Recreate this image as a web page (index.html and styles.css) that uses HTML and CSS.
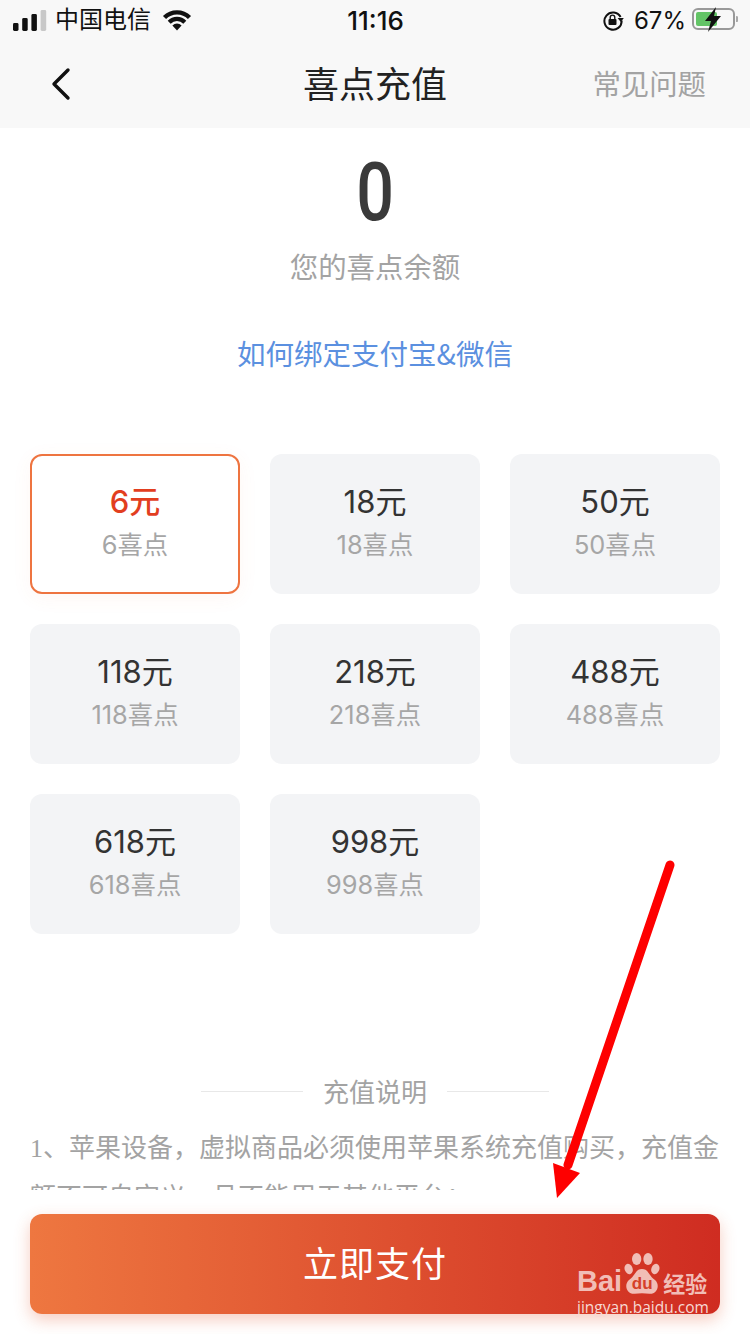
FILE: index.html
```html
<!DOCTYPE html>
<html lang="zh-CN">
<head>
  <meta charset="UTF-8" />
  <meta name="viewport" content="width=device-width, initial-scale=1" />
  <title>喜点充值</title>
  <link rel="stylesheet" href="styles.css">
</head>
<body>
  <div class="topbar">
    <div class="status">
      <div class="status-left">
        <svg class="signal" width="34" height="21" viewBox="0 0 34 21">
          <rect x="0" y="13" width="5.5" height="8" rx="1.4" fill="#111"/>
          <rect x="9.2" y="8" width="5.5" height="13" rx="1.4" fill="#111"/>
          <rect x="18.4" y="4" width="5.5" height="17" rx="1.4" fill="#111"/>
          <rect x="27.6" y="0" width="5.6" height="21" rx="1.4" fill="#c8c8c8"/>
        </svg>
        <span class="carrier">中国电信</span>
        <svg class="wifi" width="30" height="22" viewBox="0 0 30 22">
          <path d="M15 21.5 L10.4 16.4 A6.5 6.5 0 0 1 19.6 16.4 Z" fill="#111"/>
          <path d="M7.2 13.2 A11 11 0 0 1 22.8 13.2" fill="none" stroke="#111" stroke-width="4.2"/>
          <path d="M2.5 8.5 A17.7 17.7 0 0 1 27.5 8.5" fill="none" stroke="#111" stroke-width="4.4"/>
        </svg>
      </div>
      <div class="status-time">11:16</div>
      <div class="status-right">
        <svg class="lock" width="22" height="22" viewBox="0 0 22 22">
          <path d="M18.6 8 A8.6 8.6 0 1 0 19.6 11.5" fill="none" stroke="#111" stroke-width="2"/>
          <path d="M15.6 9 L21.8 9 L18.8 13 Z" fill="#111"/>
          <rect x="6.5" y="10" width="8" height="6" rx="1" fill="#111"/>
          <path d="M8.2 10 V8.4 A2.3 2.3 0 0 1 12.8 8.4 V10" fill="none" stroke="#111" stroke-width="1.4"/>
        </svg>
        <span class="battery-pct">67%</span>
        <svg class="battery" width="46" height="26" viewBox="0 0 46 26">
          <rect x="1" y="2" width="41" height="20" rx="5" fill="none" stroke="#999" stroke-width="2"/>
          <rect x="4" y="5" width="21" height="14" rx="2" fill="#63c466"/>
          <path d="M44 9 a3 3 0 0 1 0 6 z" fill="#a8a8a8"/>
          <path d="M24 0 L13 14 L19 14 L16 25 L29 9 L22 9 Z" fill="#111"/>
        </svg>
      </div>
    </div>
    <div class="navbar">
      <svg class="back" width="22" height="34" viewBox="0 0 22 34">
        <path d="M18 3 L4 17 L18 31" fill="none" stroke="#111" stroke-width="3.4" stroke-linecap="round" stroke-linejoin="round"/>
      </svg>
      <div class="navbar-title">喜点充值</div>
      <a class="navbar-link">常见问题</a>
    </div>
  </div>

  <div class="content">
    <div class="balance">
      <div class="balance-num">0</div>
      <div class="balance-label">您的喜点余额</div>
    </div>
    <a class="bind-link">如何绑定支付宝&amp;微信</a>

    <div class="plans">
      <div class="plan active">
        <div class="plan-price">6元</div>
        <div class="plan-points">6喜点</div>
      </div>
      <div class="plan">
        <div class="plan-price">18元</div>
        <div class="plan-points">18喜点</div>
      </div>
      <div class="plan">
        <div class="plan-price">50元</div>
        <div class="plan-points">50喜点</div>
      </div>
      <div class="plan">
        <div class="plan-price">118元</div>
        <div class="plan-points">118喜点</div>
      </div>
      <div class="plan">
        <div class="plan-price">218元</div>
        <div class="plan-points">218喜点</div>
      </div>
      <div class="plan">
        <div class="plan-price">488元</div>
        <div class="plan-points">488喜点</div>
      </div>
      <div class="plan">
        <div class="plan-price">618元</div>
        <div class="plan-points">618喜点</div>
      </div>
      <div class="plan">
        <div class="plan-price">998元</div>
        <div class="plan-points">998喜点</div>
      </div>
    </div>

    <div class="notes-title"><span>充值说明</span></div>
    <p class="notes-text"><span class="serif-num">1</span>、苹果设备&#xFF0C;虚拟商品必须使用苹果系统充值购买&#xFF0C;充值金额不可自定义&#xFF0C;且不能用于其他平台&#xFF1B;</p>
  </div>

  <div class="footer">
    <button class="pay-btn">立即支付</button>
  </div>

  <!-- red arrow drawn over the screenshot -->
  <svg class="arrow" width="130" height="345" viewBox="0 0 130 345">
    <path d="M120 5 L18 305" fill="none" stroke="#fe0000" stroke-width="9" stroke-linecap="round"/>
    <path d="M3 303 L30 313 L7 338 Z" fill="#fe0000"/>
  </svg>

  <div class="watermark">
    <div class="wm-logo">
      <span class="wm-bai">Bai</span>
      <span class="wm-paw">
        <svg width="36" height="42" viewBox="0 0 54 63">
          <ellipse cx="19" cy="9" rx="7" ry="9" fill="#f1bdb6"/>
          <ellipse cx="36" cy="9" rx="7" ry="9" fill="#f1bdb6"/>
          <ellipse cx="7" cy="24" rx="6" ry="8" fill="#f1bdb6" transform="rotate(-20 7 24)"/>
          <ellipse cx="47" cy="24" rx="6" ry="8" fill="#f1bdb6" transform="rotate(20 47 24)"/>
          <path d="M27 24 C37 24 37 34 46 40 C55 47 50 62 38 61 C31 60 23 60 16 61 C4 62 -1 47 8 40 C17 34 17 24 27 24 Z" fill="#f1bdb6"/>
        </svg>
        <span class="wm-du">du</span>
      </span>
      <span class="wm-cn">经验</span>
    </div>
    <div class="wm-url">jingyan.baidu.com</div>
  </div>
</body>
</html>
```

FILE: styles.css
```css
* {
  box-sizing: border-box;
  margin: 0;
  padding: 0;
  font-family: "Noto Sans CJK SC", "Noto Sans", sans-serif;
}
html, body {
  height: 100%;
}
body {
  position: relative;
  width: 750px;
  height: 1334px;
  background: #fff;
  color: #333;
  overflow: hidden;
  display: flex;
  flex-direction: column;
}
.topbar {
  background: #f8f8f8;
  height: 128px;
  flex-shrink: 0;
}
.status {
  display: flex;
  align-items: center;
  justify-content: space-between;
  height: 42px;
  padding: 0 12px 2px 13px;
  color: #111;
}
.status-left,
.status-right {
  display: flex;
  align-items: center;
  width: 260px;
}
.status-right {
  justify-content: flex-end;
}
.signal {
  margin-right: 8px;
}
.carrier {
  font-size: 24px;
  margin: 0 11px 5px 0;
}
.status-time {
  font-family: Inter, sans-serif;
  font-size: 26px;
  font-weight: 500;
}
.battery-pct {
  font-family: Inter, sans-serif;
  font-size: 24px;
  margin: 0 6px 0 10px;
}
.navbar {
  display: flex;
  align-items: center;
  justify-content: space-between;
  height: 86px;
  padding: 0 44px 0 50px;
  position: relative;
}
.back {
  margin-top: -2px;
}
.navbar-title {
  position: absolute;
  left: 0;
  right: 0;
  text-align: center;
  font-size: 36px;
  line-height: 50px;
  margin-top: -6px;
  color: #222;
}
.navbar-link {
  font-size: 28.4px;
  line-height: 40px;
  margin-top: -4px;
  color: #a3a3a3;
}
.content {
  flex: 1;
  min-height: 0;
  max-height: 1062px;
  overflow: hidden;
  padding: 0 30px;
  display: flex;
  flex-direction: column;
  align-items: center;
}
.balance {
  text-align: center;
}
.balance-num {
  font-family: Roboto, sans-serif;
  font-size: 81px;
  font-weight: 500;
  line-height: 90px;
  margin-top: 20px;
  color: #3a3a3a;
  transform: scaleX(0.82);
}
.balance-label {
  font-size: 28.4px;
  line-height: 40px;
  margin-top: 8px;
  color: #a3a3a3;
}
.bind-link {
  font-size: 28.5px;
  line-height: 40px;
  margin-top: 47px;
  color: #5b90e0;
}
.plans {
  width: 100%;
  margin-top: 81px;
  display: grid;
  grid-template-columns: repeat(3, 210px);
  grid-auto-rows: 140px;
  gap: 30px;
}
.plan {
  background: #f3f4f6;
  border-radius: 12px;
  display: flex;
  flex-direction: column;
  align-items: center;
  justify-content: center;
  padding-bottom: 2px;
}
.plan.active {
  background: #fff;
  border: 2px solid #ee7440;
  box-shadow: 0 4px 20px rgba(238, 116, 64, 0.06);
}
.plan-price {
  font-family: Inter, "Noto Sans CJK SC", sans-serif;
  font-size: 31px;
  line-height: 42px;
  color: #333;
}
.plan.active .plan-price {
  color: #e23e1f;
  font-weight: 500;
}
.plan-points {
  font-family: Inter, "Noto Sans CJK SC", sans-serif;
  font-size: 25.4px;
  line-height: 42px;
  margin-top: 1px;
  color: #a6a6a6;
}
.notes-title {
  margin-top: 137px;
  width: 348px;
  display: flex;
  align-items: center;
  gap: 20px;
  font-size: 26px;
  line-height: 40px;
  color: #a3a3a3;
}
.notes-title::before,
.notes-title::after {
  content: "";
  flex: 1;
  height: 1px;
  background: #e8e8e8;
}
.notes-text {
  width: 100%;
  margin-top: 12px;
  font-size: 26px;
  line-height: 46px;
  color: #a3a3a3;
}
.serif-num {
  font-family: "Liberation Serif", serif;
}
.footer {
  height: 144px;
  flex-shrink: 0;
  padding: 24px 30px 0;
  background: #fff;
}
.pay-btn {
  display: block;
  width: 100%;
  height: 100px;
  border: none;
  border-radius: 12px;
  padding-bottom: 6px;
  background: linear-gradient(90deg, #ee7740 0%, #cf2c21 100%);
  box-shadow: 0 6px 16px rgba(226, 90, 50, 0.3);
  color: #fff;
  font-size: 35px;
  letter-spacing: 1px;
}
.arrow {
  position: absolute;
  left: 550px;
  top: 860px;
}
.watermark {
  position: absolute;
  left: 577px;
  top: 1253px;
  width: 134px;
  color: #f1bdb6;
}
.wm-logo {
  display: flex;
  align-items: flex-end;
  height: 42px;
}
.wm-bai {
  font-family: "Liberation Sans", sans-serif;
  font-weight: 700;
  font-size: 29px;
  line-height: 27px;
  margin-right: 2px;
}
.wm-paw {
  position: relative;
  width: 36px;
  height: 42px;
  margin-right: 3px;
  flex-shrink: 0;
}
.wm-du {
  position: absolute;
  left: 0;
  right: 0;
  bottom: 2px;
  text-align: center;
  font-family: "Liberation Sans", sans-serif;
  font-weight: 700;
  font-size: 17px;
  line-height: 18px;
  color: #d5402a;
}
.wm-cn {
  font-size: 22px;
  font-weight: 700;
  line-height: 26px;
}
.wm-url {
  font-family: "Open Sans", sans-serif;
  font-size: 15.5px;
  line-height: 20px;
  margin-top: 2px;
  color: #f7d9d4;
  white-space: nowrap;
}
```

----

Only a number is wanted: how many lines above include "styles"?

> _COMPLETED TASK_: 3